Red Hook might not be the textbook definition of “the great outdoors,” but on Monday, June 16, expect to see people descending upon the neighborhood with camping gear.
Mike Baker — manager of the Brooklyn IKEA store which opens on Wednesday, June 18 — told GO Brooklyn that he expects to see hundreds of people waiting in line for days in anticipation of the grand opening of the Swedish lifestyle behemoth’s 281st store, and its very first in New York City.
And they wouldn’t be as crazy and you’d think.
The first 35 adults in line will receive a free sofa at the grand opening, and the next 100 will take home a complimentary armchair.
While some will be going home without a free couch, there will be losts of winner. Prizes, such as tropical plants, gift cards and balloon animals for the kids, will be doled out for the entire first week.
Designed for you
When all the plants are dead and balloon giraffes popped, though, what Brooklyn will be left with is a prize in itself.
The 346,000-square-foot store, stocked with over 10,000 products, is more than just another big box plunked down in the red-hot-for-retail borough.
The store even offers childcare, in Smaland, which is decked out in a contemporary forest theme.
Calling Kings County “the heart of New York City,” Baker walked GO Brooklyn through the store and showed off the usual wares — from inexpensive, do-it-yourself furniture to high-end, designer kitchens — but also touted the way that Brooklyn inspired this store’s design.
This IKEA features three mock apartments: a 375-square-foot dwelling that made everyone think — and one person say out loud — “Why can’t I do this to my tiny apartment?”; a 590-square-foot, two-bedroom, based on a brownstone apartment in Carroll Gardens; and finally, a 275-square-foot loft that, while crowded, had enough IKEA-brand storage options crammed into it that you might never notice you’re living in a breadbox.

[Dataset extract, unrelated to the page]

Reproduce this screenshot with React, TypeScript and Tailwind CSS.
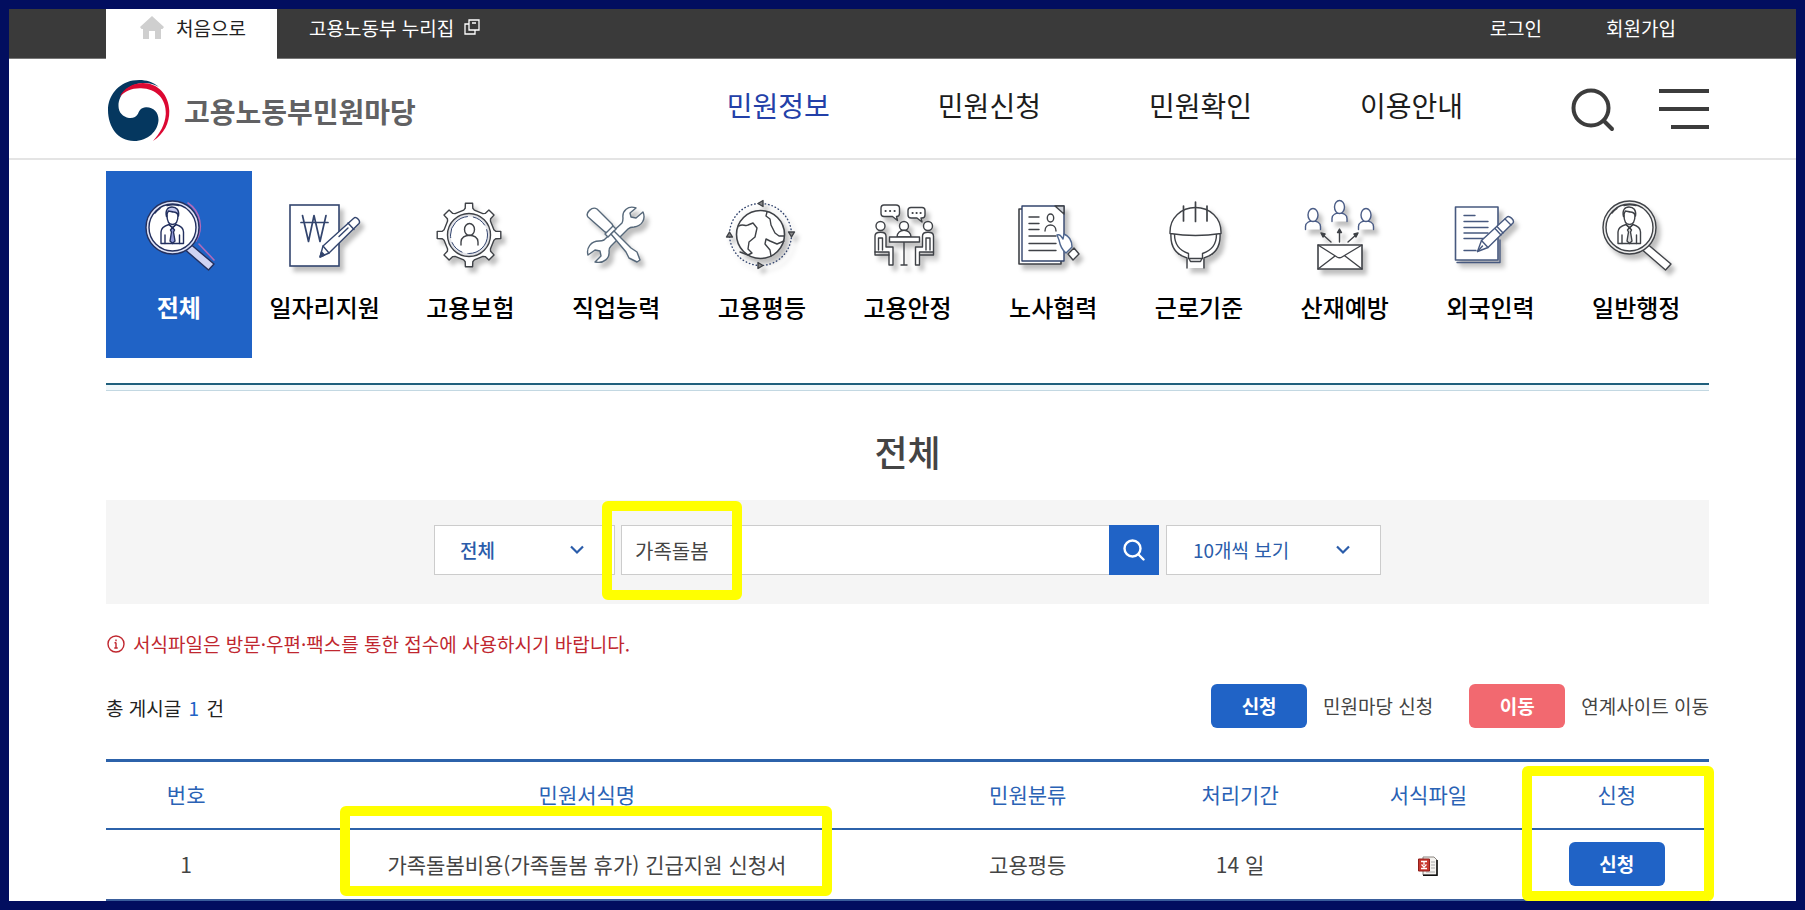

Additionally, the store features 45 room sets in which absolutely everything — from the drapes to the lightbulbs — are available for purchase.
If the only design ideas you’re interested in are your own, that’s fine, too. The store offers everything from throw pillows to entertainment centers, and even has employees on hand to help you lay out your own kitchens and bathrooms.
IKEA also scores points for knowing what every Brooklynite wants more than anything: a little bit of outdoor space. And while there are potted plants that you could perch on your fire escape, or glasses that you could drag up to the roof, the store does you one better.
Outside of the massive building, on the Red Hook waterfront, sits a six-acre esplanade complete with benches, tables and a stunning view of the Statue of Liberty and the harbor.
Sure, the 450-seat restaurant, which serves inexpensive breakfast, lunch and dinner options, has a similar view, but GO Brooklyn would rather stock up on snacks at the market downstairs and chomp away al fresco.
Another perk? While you’re noshing on “pepparkakor” (thin Swedish ginger cookies) and drinking an elderberry juice outside, IKEA can arrange to have your purchases couriered to your home.
For $39, you can cram a three-cubic-foot box with your haul and have it delivered to your stoop (additional boxes are $10), and for $79, the big stuff can be delivered day-of or next day.
So, while shuttle bus service will be running regularly to the Smith-Ninth Street stop on the F and G trains, the Ninth Street R train station, the Fourth Avenue stop on the F train, and to Borough Hall, this is a brilliant idea.
Why? Because mass transit to the store is hit or misss. After we left IKEA, we waited for the B77 bus stop for about 10 minutes before calling a car service.
That was good enough for carrying a messenger bag, but with a sack full of smartly designed new toys? That would be an adventure.